Construction and characterization of graphs whose each spanning tree has a perfect matching

TL;DR

This paper characterizes all connected graphs where every spanning tree has a perfect matching, using Tutte's theorem and graph structure analysis, and establishes an upper bound on the size of such graphs.

Contribution

It provides a complete characterization of graphs with all spanning trees having perfect matchings and determines the maximum size of such graphs.

Findings

All graphs with each spanning tree having a perfect matching are characterized.

A maximum size bound for these graphs is established as m ≤ (n+1)n/2.

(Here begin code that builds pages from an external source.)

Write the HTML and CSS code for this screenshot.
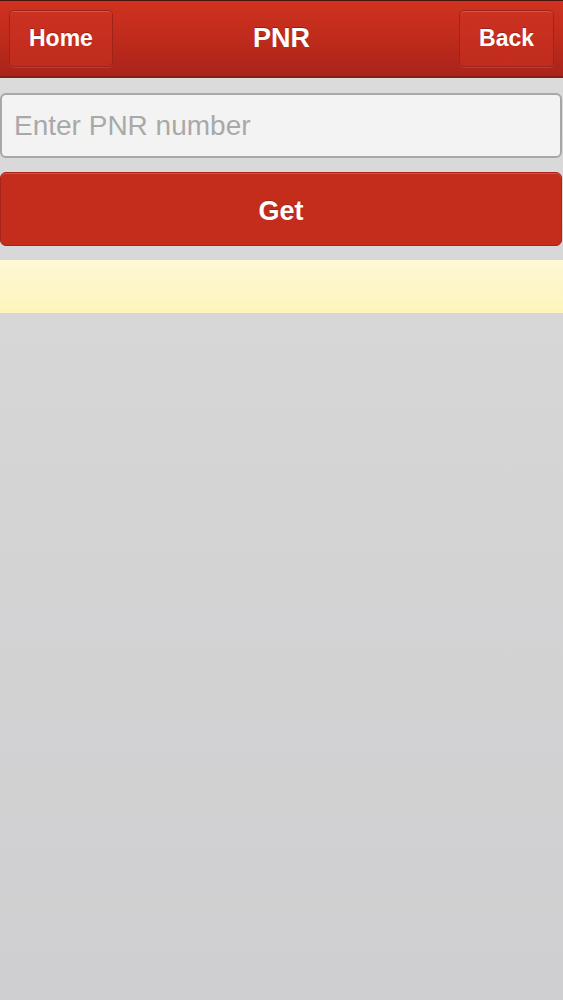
FILE: index.html
```html
<!DOCTYPE html>
<html>
<head>
<meta charset="utf-8">
<link rel="stylesheet" href="styles.css">
</head>
<body>
<div class="page">
  <header class="bar">
    <button class="navbtn left">Home</button>
    <h1 class="title">PNR</h1>
    <button class="navbtn right">Back</button>
  </header>
  <main class="content">
    <input class="field" type="text" placeholder="Enter PNR number">
    <button class="get">Get</button>
  </main>
  <div class="notice"></div>
</div>
</body>
</html>
```
FILE: styles.css
```css
html, body {
  margin: 0;
  padding: 0;
}
body {
  font-family: "Liberation Sans", Arial, sans-serif;
  background: linear-gradient(180deg, #dcdcdc 0%, #d4d4d5 50%, #cfcfd1 100%);
  min-height: 1000px;
}
.page {
  min-height: 1000px;
}
.bar {
  height: 75px;
  border-top: 1px solid #4a120c;
  border-bottom: 2px solid #8a1d12;
  background: linear-gradient(180deg, #d0321f 0%, #bf2b1c 50%, #a9231a 100%);
  display: grid;
  grid-template-columns: 1fr auto 1fr;
  align-items: center;
  padding: 0 9px 0 9px;
}
.navbtn {
  height: 57px;
  padding: 0 19px;
  font-family: "Liberation Sans", Arial, sans-serif;
  font-weight: bold;
  font-size: 23px;
  color: #fff;
  background: linear-gradient(180deg, #cc3121 0%, #c02c1d 100%);
  border: 1px solid #9e2418;
  border-radius: 5px;
  box-shadow: inset 0 1px 0 rgba(255,255,255,0.18), 0 1px 0 rgba(255,255,255,0.12);
  text-shadow: 0 -1px 0 rgba(0,0,0,0.25);
}
.left {
  justify-self: start;
}
.right {
  justify-self: end;
}
.title {
  margin: 0;
  font-size: 27px;
  font-weight: bold;
  color: #fff;
  text-shadow: 0 -1px 0 rgba(0,0,0,0.3);
}
.content {
  display: flex;
  flex-direction: column;
  padding: 15px 1px 14px 0;
  gap: 14px;
}
.field {
  height: 65px;
  box-sizing: border-box;
  border: 2px solid #a7a7a7;
  border-radius: 6px;
  background: #f3f3f3;
  padding: 0 12px;
  font-family: "Liberation Sans", Arial, sans-serif;
  font-size: 28px;
  color: #333;
  outline: none;
}
.field::placeholder {
  color: #a9a9a9;
}
.get {
  height: 74px;
  padding-top: 6px;
  border: 1px solid #a8241a;
  border-radius: 6px;
  background: #c42c1c;
  color: #fff;
  font-family: "Liberation Sans", Arial, sans-serif;
  font-weight: bold;
  font-size: 27px;
  box-shadow: inset 0 1px 0 rgba(255,255,255,0.2);
  text-shadow: 0 -1px 0 rgba(0,0,0,0.2);
}
.notice {
  height: 53px;
  background: linear-gradient(180deg, #fdf8d6 0%, #fdf4bb 100%);
}
```
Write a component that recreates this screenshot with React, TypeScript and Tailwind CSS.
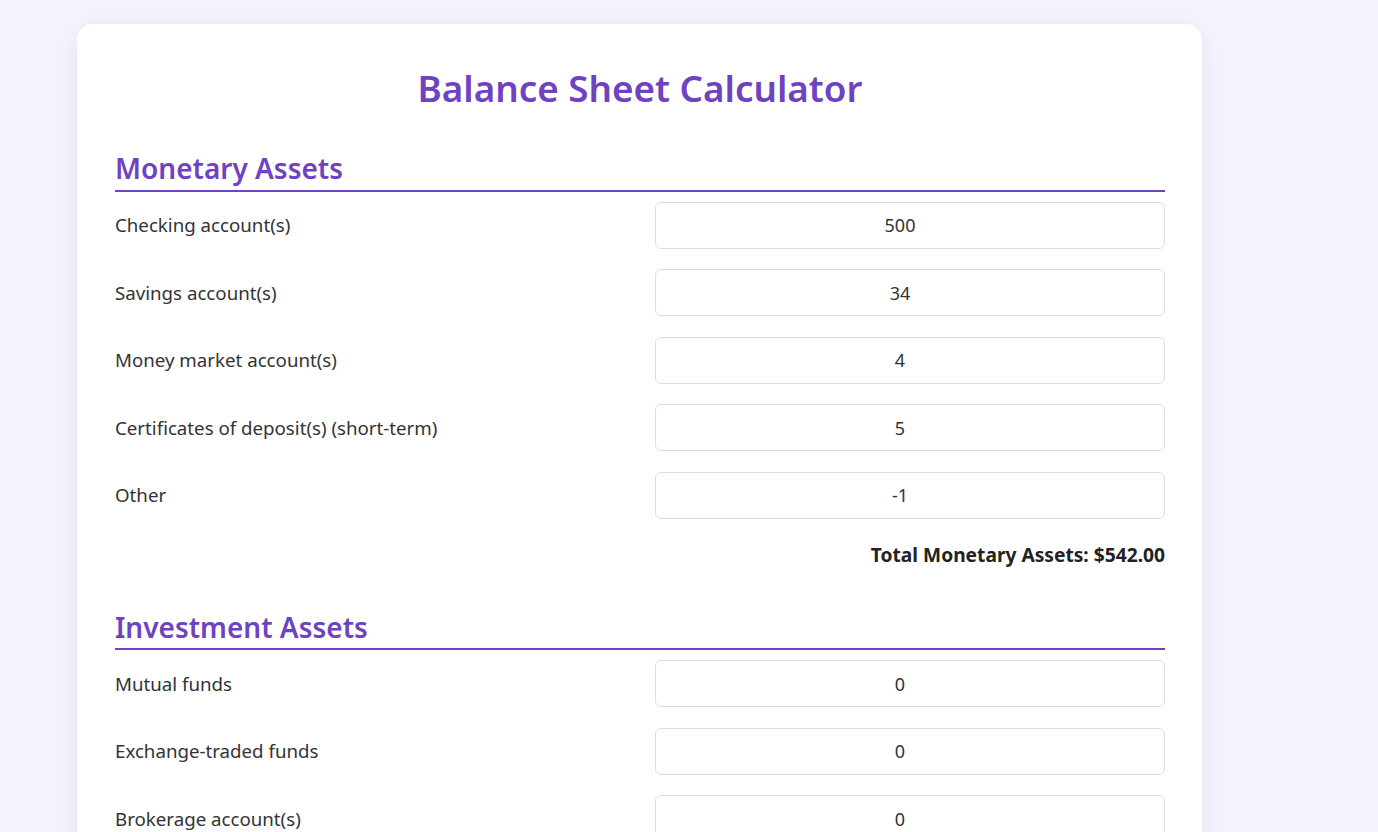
import React from "react";

const monetary = [
  ["Checking account(s)", "500"],
  ["Savings account(s)", "34"],
  ["Money market account(s)", "4"],
  ["Certificates of deposit(s) (short-term)", "5"],
  ["Other", "-1"],
];

const investment = [
  ["Mutual funds", "0"],
  ["Exchange-traded funds", "0"],
  ["Brokerage account(s)", "0"],
  ["Bonds", "0"],
];

function Row({ label, value }: { label: string; value: string }) {
  return (
    <div className="grid grid-cols-2 gap-x-[30px] items-center mb-[20.5px]">
      <label className="text-[18.7px] text-[#333]">{label}</label>
      <input
        defaultValue={value}
        className="h-[47px] w-full border border-[#ddd] rounded-md text-center text-[18px] text-[#333] bg-white outline-none pl-[10px] pr-[30px]"
      />
    </div>
  );
}

function Section({ title, rows, total }: { title: string; rows: string[][]; total?: string }) {
  return (
    <div className="mb-[39px]">
      <h2 className="text-[28px] font-semibold text-[#6f42c1] border-b-2 border-[#6f42c1] leading-[1.3] pb-[3px] mb-[10px]">
        {title}
      </h2>
      {rows.map(([l, v]) => (
        <Row key={l} label={l} value={v} />
      ))}
      {total && (
        <div className="text-right text-[19.2px] font-bold text-[#222] pt-[2px]">{total}</div>
      )}
    </div>
  );
}

export default function App() {
  return (
    <div
      className="min-h-screen bg-[#f6f3fe] pt-6 pl-[77px] overflow-hidden"
      style={{ fontFamily: '"Segoe UI", "Noto Sans", sans-serif' }}
    >
      <div className="w-[1125px] bg-white rounded-2xl shadow-[0_4px_24px_rgba(80,60,140,0.10)] pl-[38px] pr-[37px] pt-[42px] pb-10">
        <h1 className="text-center text-[36.8px] font-semibold text-[#6f42c1] mb-[40px] leading-[1.2]">
          Balance Sheet Calculator
        </h1>
        <Section title="Monetary Assets" rows={monetary} total="Total Monetary Assets: $542.00" />
        <Section title="Investment Assets" rows={investment} />
      </div>
    </div>
  );
}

Equality holds if and only if the graph is isomorphic to K_n ◦ K_1.

Abstract

An edge subset $S$ of a connected graph $G$ is called an anti-Kekul\'{e} set if $G-S$ is connected and has no perfect matching. We can see that a connected graph $G$ has no anti-Kekul\'{e} set if and only if each spanning tree of $G$ has a perfect matching. In this paper, by applying Tutte's 1-factor theorem and structure of minimally 2-connected graphs, we characterize all graphs whose each spanning tree has a perfect matching In addition, we show that if $G$ is a connected graph of order $2n$ for a positive integer $n\geq 4$ and size $m$ whose each spanning tree has a perfect matching, then $m\leq \frac{(n+1)n} 2$, with equality if and only if $G\cong K_n\circ K_1$.